Petitioner further contends that regardless of whether the U.S. Terms ultimately apply, those

terms state that an American arbitrator must preliminarily decide which terms govern. See

Compl. at 13–14; see also Casey Decl., Exh. 1 (U.S. Terms of Use § 2(a)(4)) (“An arbitrator

shall also have exclusive authority to resolve all threshold arbitrability issues, including issues

relating to whether these Terms are applicable[.]”). As a result, he argues that this Court should

send the matter to JAMS for decision. See Compl. at 13–14.

Uber responds that Hartenstine’s contract is not implicated in this case, so the fact that he

agreed to the U.S. Terms is irrelevant. See Response at 5–6. Instead, Uber maintains, the

contract that made the ride possible — i.e., Hartenstine’s father’s contract — governs. Id.

Bolstering this point, Respondent cites myriad cases where courts have held that when Passenger

A calls an Uber for himself and a guest (Passenger B), Passenger B must bring any resulting

dispute with Uber under Passenger A’s contract with the company. See id.; see, e.g., Hughes v.

Uber Techs., Inc., No. 23-1775, ECF No. 69 (Order) at 21–22 (E.D. La. Feb. 21, 2024) (finding

dispute between Uber and woman who rode in her daughter’s Uber governed by daughter’s Uber

3 contract); Snow v. Uber Techs., Inc., 2023 Cal. Super. LEXIS 84446, at *7–8 (Cal. Super. Ct.

Oct. 10, 2023) (“[T]he contract containing the agreement . . . cover[s] both Ferguson, the

application user, and Plaintiff, another passenger who also benefitted from use of the Uber

application.”).

Resisting the inferences of this precedent, Petitioner states that in each of those cases

Passenger A had agreed to the U.S. Terms, which expressly cover passengers. See Reply at 5;

ECF No. 1-2 at 9 (U.S. Terms of Use) (“This Arbitration Agreement shall be binding upon, and

shall include any claims brought by or against any third parties, including but not limited to your

spouse, domestic partner, heirs, estate, third-party beneficiaries and assigns, where their

underlying claims arise out of or relate to your use of the Services.
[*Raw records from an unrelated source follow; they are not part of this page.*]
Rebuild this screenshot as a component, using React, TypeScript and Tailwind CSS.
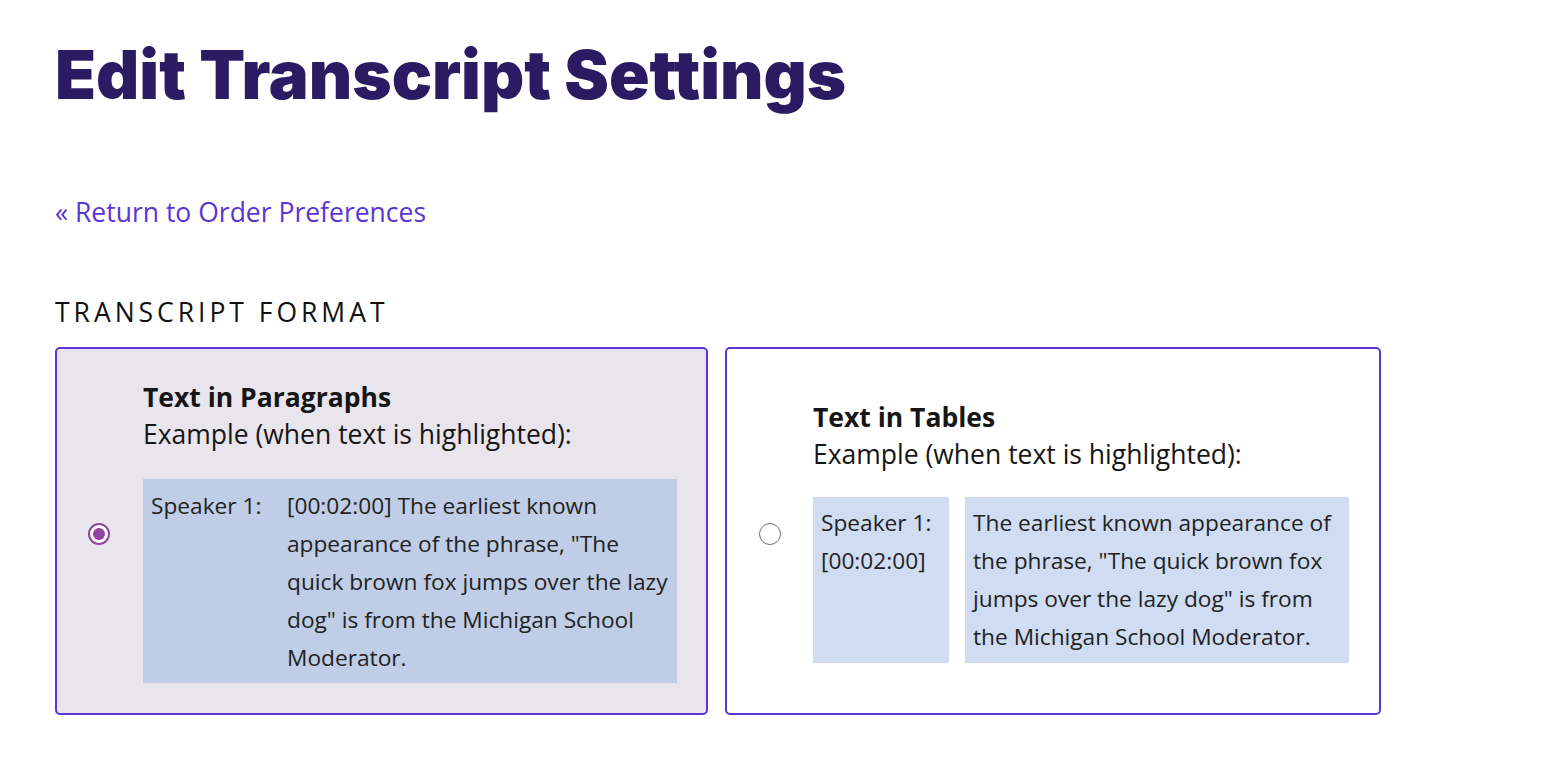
import React from 'react';

const body = "font-['Open_Sans',sans-serif]";

const exampleText =
  'The earliest known appearance of the phrase, "The quick brown fox jumps over the lazy dog" is from the Michigan School Moderator.';

const Radio = ({ checked }: { checked: boolean }) =>
  checked ? (
    <span className="mt-[6px] flex h-[22px] w-[22px] shrink-0 items-center justify-center rounded-full border-2 border-[#8e44a0] bg-white">
      <span className="h-[12px] w-[12px] rounded-full bg-[#8e44a0]" />
    </span>
  ) : (
    <span className="mt-[6px] h-[22px] w-[22px] shrink-0 rounded-full border-[1.5px] border-[#707070] bg-white" />
  );

export default function App() {
  return (
    <div className={`min-h-screen bg-white px-[55px] pt-[41px] text-[#161616] ${body}`}>
      <h1 className="font-['Inter',sans-serif] text-[67px] font-black leading-none text-[#2a1b63]">
        Edit Transcript Settings
      </h1>

      <a href="#" className="mt-[86px] block text-[26.5px] leading-[36px] text-[#5b35d5]">
        « Return to Order Preferences
      </a>

      <h2 className="mt-[64px] text-[26.5px] leading-[36px] tracking-[0.15em] text-[#111]">TRANSCRIPT FORMAT</h2>

      <div className="mt-[17px] flex gap-[17px]">
        <label className="flex h-[368px] w-[653px] items-center gap-[33px] rounded-[5px] border-2 border-[#5b35d5] bg-[#e8e5ec] pl-[31px] pr-[29px]">
          <Radio checked />
          <div className="flex-1">
            <div className="text-[26.5px] font-bold leading-[37px]">Text in Paragraphs</div>
            <div className="text-[26.5px] leading-[37px]">Example (when text is highlighted):</div>
            <div className="mt-[26px] flex bg-[#bfcde6] px-[8px] pb-[6px] pt-[8px] text-[22.7px] leading-[38px] text-[#222]">
              <div className="w-[136px] shrink-0">Speaker 1:</div>
              <div className="flex-1">{`[00:02:00] ${exampleText}`}</div>
            </div>
          </div>
        </label>

        <label className="flex h-[368px] w-[656px] items-center gap-[32px] rounded-[5px] border-2 border-[#5b35d5] bg-white pl-[32px] pr-[30px]">
          <Radio checked={false} />
          <div className="flex-1">
            <div className="text-[26.5px] font-bold leading-[37px]">Text in Tables</div>
            <div className="text-[26.5px] leading-[37px]">Example (when text is highlighted):</div>
            <div className="mt-[24px] flex gap-[16px] text-[22.7px] leading-[38px] text-[#222]">
              <div className="w-[136px] shrink-0 bg-[#cfdcf2] px-[8px] py-[7px]">
                Speaker 1:
                <br />
                [00:02:00]
              </div>
              <div className="flex-1 bg-[#cfdcf2] px-[8px] py-[7px]">{exampleText}</div>
            </div>
          </div>
        </label>
      </div>
    </div>
  );
}
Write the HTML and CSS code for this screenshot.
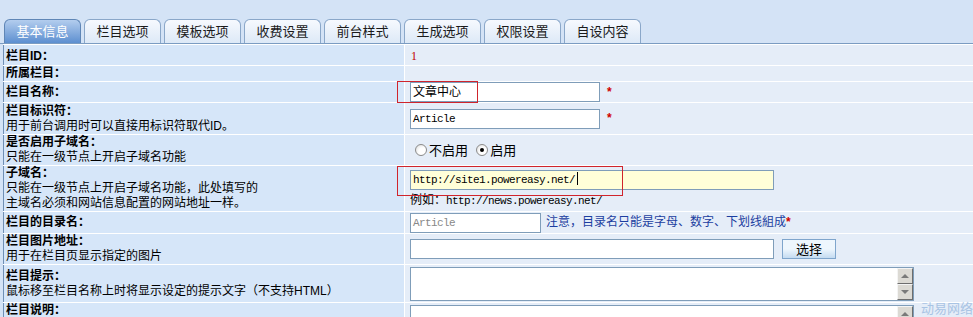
FILE: index.html
```html
<!DOCTYPE html>
<html lang="zh-CN">
<head>
    <meta charset="UTF-8">
    <title>栏目设置</title>
    <link rel="stylesheet" href="styles.css">
</head>
<body>
    <!-- 选项卡 -->
    <div class="tabs">
        <div class="tab active">基本信息</div>
        <div class="tab">栏目选项</div>
        <div class="tab">模板选项</div>
        <div class="tab">收费设置</div>
        <div class="tab">前台样式</div>
        <div class="tab">生成选项</div>
        <div class="tab">权限设置</div>
        <div class="tab">自设内容</div>
    </div>

    <table class="form">
        <tr class="r1">
            <td class="lbl"><b>栏目ID：</b></td>
            <td class="val"><span class="num">1</span></td>
        </tr>
        <tr class="r2">
            <td class="lbl"><b>所属栏目：</b></td>
            <td class="val"></td>
        </tr>
        <tr class="r3">
            <td class="lbl"><b>栏目名称：</b></td>
            <td class="val">
                <span class="mark mark-name"></span>
                <div class="field w190">文章中心</div><span class="star">*</span>
            </td>
        </tr>
        <tr class="r4">
            <td class="lbl"><b>栏目标识符：</b><br>用于前台调用时可以直接用标识符取代ID。</td>
            <td class="val"><div class="field w190 mono">Article</div><span class="star">*</span></td>
        </tr>
        <tr class="r5">
            <td class="lbl"><b>是否启用子域名：</b><br>只能在一级节点上开启子域名功能</td>
            <td class="val">
                <span class="radio"></span><span class="opt">不启用</span>
                <span class="radio on"></span><span class="opt">启用</span>
            </td>
        </tr>
        <tr class="r6">
            <td class="lbl"><b>子域名：</b><br>只能在一级节点上开启子域名功能，此处填写的<br>主域名必须和网站信息配置的网站地址一样。</td>
            <td class="val">
                <span class="mark mark-domain"></span>
                <div class="field w364 mono yellow">http://site1.powereasy.net/<span class="caret"></span></div>
                <div class="hint">例如：<span class="mono">http://news.powereasy.net/</span></div>
            </td>
        </tr>
        <tr class="r7">
            <td class="lbl"><b>栏目的目录名：</b></td>
            <td class="val">
                <div class="field w131 mono grey">Article</div><span class="note">注意，目录名只能是字母、数字、下划线組成<span class="star">*</span></span>
            </td>
        </tr>
        <tr class="r8">
            <td class="lbl"><b>栏目图片地址：</b><br>用于在栏目页显示指定的图片</td>
            <td class="val"><div class="field w364"></div><span class="btn">选择</span></td>
        </tr>
        <tr class="r9">
            <td class="lbl"><b>栏目提示：</b><br>鼠标移至栏目名称上时将显示设定的提示文字（不支持HTML）</td>
            <td class="val"><div class="area"><div class="scroll"><span class="sb up"></span><span class="sb down"></span></div></div></td>
        </tr>
        <tr class="r10">
            <td class="lbl"><b>栏目说明：</b></td>
            <td class="val"><div class="area"><div class="scroll"><span class="sb up"></span><span class="sb down"></span></div></div></td>
        </tr>
    </table>

    <div class="brand">动易网络</div>
</body>
</html>
```

FILE: styles.css
```css
body {
    margin: 0;
    padding: 0;
    background-color: #d4e3f6;
    font-family: "Liberation Sans", "Noto Sans CJK SC", sans-serif;
    font-size: 12px;
    color: #000;
    overflow: hidden;
}

/* 选项卡 */
.tabs {
    display: flex;
    gap: 3px;
    padding: 19px 0 0 4px;
    height: 24px;
    border-bottom: 1px solid #7b9cc2;
}
.tab {
    width: 75px;
    height: 23px;
    line-height: 23px;
    text-align: center;
    border: 1px solid #8aa7c9;
    border-bottom: none;
    border-radius: 6px 6px 0 0;
    background: linear-gradient(#f6f9fe, #dde9f7);
    color: #1a1a1a;
    font-size: 13px;
}
.tab.active {
    background: linear-gradient(#b3cdee, #5d8fd0);
    border-color: #5f86b6;
    color: #fff;
}

/* 表单 */
.form {
    width: 970px;
    margin-left: 3px;
    border-collapse: collapse;
    border-left: 1px solid #6f8fb5;
    border-top: 1px solid #fff;
}
.form td {
    padding: 0;
    border-bottom: 1px solid #fff;
    vertical-align: middle;
    line-height: 15px;
}
.form td.lbl {
    width: 398px;
    padding-left: 2px;
    background-color: #d6e6f9;
    border-right: 1px solid #fff;
}
.form td.val {
    position: relative;
    padding-left: 5px;
    background-color: #e5edf8;
}
.r1 td { height: 18px; padding-top: 2px; }
.r2 td { height: 15px; }
.r3 td { height: 20px; }
.r4 td { height: 31px; }
.r5 td { height: 30px; }
.r6 td { height: 43px; }
.r7 td { height: 21px; }
.r8 td { height: 28px; }
.r9 td { height: 37px; }
.r10 td { height: 30px; vertical-align: top; }

.num {
    color: #c00000;
    font-family: "Liberation Serif", serif;
    padding-left: 1px;
}

.field {
    display: inline-block;
    vertical-align: middle;
    line-height: 18px;
    border: 1px solid #7f9db9;
    background: #fff;
    padding-left: 2px;
    box-sizing: border-box;
    height: 20px;
    white-space: nowrap;
}
.w190 { width: 190px; }
.w364 { width: 364px; }
.w131 { width: 131px; }
.mono {
    font-family: "Liberation Mono", monospace;
    font-size: 11px;
    letter-spacing: -0.6px;
}
.field.yellow { background: #ffffd8; }
.field.grey { color: #888; }
.caret {
    display: inline-block;
    width: 1px;
    height: 13px;
    background: #000;
    vertical-align: -2px;
    margin-left: 2px;
}

.star {
    color: #d00000;
    font-weight: bold;
    margin-left: 7px;
    vertical-align: middle;
}
.note .star { margin-left: 0; }
.note {
    color: #1c3ea0;
    margin-left: 5px;
    vertical-align: middle;
}
.hint {
    margin-top: 3px;
    height: 14px;
}
.hint .mono { color: #000; }

.radio {
    display: inline-block;
    width: 12px;
    height: 12px;
    border: 1px solid #8a8a8a;
    border-radius: 50%;
    background: radial-gradient(circle at 65% 65%, #fff 40%, #d8d8d8);
    vertical-align: middle;
    margin-left: 5px;
    position: relative;
    box-sizing: border-box;
}
.radio.on::after {
    content: "";
    position: absolute;
    left: 3px;
    top: 3px;
    width: 4px;
    height: 4px;
    border-radius: 50%;
    background: #000;
}
.opt {
    vertical-align: middle;
    margin-left: 2px;
    font-size: 13px;
}

.btn {
    display: inline-block;
    vertical-align: middle;
    margin-left: 8px;
    width: 54px;
    height: 20px;
    line-height: 19px;
    text-align: center;
    box-sizing: border-box;
    border: 1px solid #7fa5cc;
    background: linear-gradient(#eef6fd 50%, #c4dbf1);
    font-size: 13px;
}

.area {
    position: relative;
    width: 504px;
    height: 34px;
    box-sizing: border-box;
    border: 1px solid #7f9db9;
    background: #fff;
}
.r10 .area { margin-top: 2px; }
.scroll {
    position: absolute;
    right: 0;
    top: 0;
    width: 16px;
    height: 32px;
    background: #ece9e3;
}
.sb {
    display: block;
    position: relative;
    height: 16px;
    box-sizing: border-box;
    border: 1px solid;
    border-color: #f4f4f4 #6e6e6e #6e6e6e #f4f4f4;
    background: #dcdad4;
}
.sb::after {
    content: "";
    position: absolute;
    left: 3px;
    border-left: 4px solid transparent;
    border-right: 4px solid transparent;
}
.sb.up::after {
    top: 5px;
    border-bottom: 4px solid #7a7a7a;
}
.sb.down::after {
    top: 5px;
    border-top: 4px solid #7a7a7a;
}

/* 红框标记 */
.mark {
    position: absolute;
    border: 1px solid #d0242c;
    pointer-events: none;
}
.mark-name {
    left: -8px;
    top: -1px;
    width: 79px;
    height: 20px;
}
.mark-domain {
    left: -8px;
    top: 0;
    width: 224px;
    height: 28px;
}

.brand {
    position: absolute;
    left: 921px;
    top: 302px;
    line-height: 14px;
    color: #a9c4e4;
    font-size: 13px;
}
```
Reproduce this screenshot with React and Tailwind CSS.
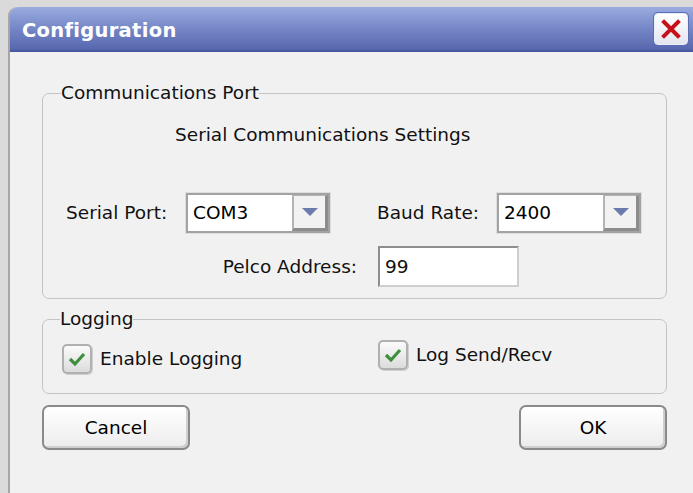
import React from 'react';

const font = { fontFamily: '"DejaVu Sans", Verdana, sans-serif' };

const CloseButton = () => (
  <div className="w-[34px] h-[32px] rounded-[4px] border border-[#e8eefc] bg-gradient-to-b from-[#ffffff] to-[#e4e6ee] shadow-[0_0_0_1px_#5a6cb4] flex items-center justify-center">
    <svg width="20" height="20" viewBox="0 0 20 20">
      <path d="M3 3 L17 17 M17 3 L3 17" stroke="#c8101a" strokeWidth="4" strokeLinecap="square" />
    </svg>
  </div>
);

const Combo = ({ value }) => (
  <div className="w-[144px] h-[40px] border-2 border-[#a3a3a3] bg-white flex items-stretch shadow-[0_0_0_1px_#dedede]">
    <div className="flex-1 pl-[5px] flex items-center text-black">{value}</div>
    <div className="w-[36px] border-l-2 border-t border-[#b4b4b4] border-r-[3px] border-b-[3px] border-r-[#8c8c8c] border-b-[#8c8c8c] bg-[#f2f2f2] flex items-center justify-center">
      <svg width="16" height="9" viewBox="0 0 16 9">
        <path d="M0 0 H16 L8 8 Z" fill="#6b7bab" />
      </svg>
    </div>
  </div>
);

const Check = () => (
  <div className="w-[30px] h-[30px] rounded-[5px] border-2 border-[#b0b0b0] bg-gradient-to-b from-[#fbfbfb] to-[#dcdcdc] flex items-center justify-center shadow-[1px_1px_0_#d0d0d0]">
    <svg width="18" height="16" viewBox="0 0 18 16">
      <path d="M2 8 L7 13 L16 3" stroke="#3f8f3f" strokeWidth="3.2" fill="none" />
    </svg>
  </div>
);

const Button = ({ children }) => (
  <button className="w-[148px] h-[45px] rounded-[7px] border-2 border-[#8a8a8a] bg-gradient-to-b from-[#ffffff] to-[#ececec] shadow-[inset_-2px_-2px_0_#cfcfcf] text-black flex items-center justify-center">
    {children}
  </button>
);

export default function App() {
  return (
    <div className="w-[693px] h-[493px] overflow-hidden bg-[#dadada] pt-[7px] pl-[8px]" style={font}>
      <div className="h-[520px] rounded-tl-[9px] border-l-2 border-[#a6a6a6] bg-[#f1f1f1] flex flex-col">
        {/* title bar */}
        <div className="h-[45px] rounded-tl-[8px] bg-gradient-to-b from-[#9aace0] via-[#7587c6] to-[#5666ae] border-b-2 border-[#4a5aa0] flex items-center justify-between pl-[12px] pr-[5px]">
          <span className="text-white font-bold text-[19.5px] tracking-[0.3px] pt-[5px]">Configuration</span>
          <CloseButton />
        </div>

        <div className="pl-[32px] pr-[26px] pt-[30px] text-[18.5px] text-[#111]">
          {/* communications port */}
          <fieldset className="border border-[#c4c4c4] rounded-[7px] pb-[11px]">
            <legend className="ml-[18px] leading-[22px]">Communications Port</legend>
            <div className="mt-[20px] pl-[132px] leading-[22px]">Serial Communications Settings</div>
            <div className="mt-[47px] flex items-center">
              <span className="w-[143px] pl-[23px] leading-[22px]">Serial Port:</span>
              <Combo value="COM3" />
              <span className="w-[167px] pl-[47px] leading-[22px]">Baud Rate:</span>
              <Combo value="2400" />
            </div>
            <div className="mt-[13px] flex items-center">
              <span className="w-[335px] pr-[21px] text-right leading-[22px]">Pelco Address:</span>
              <div className="w-[141px] h-[41px] border-2 border-t-[#8e8e8e] border-l-[#8e8e8e] border-r-[#cfcfcf] border-b-[#cfcfcf] bg-white pl-[5px] flex items-center">99</div>
            </div>
          </fieldset>

          {/* logging */}
          <fieldset className="mt-[9px] border border-[#c4c4c4] rounded-[7px] h-[86px]">
            <legend className="ml-[17px] leading-[22px]">Logging</legend>
            <div className="flex items-start">
              <div className="w-[335px] pl-[19px] pt-[14px] flex items-center gap-[8px]">
                <Check />
                <span>Enable Logging</span>
              </div>
              <div className="pt-[10px] flex items-center gap-[8px]">
                <Check />
                <span>Log Send/Recv</span>
              </div>
            </div>
          </fieldset>

          <div className="mt-[11px] flex justify-between">
            <Button>Cancel</Button>
            <Button>OK</Button>
          </div>
        </div>
      </div>
    </div>
  );
}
To the extent that any third-

party beneficiary to this agreement brings claims against the Parties, those claims shall also be

subject to this Arbitration Agreement.”). The Mexican Terms, conversely, recognize only a

“limited class of third-party beneficiaries” and conspicuously do not include guests in that class.

See Reply at 3–6; ECF No. 7-3 (Mexican Terms) at 3 (“Apple Inc, Google, Inc, Microsoft

Corporation or BlackBerry Limited and/or their corresponding subsidiaries or international

affiliates will be third party beneficiaries to this agreement.”). Hartenstine thus concludes that

because his claims may not be covered under his father’s contract, he may pursue his dispute

under the U.S. Terms. See Reply at 3–6.

This results-based interpretation is an odd way of approaching a contract dispute. Indeed,

there are several problematic implications of construing the Mexican Terms in the way that

Petitioner recommends. It cannot be the case, for example, that if Passenger B has a U.S. Uber

account and is injured in Passenger A’s Uber in Mexico, she can arbitrate in the U.S., but if

Passenger B does not have a U.S. Uber account, she must arbitrate in the Netherlands. Similarly,

4 if there are passengers from three different countries in an Uber accident, the outcome cannot be

that they can force Uber to arbitrate in three separate jurisdictions. This would risk inconsistent

results arising from a single accident.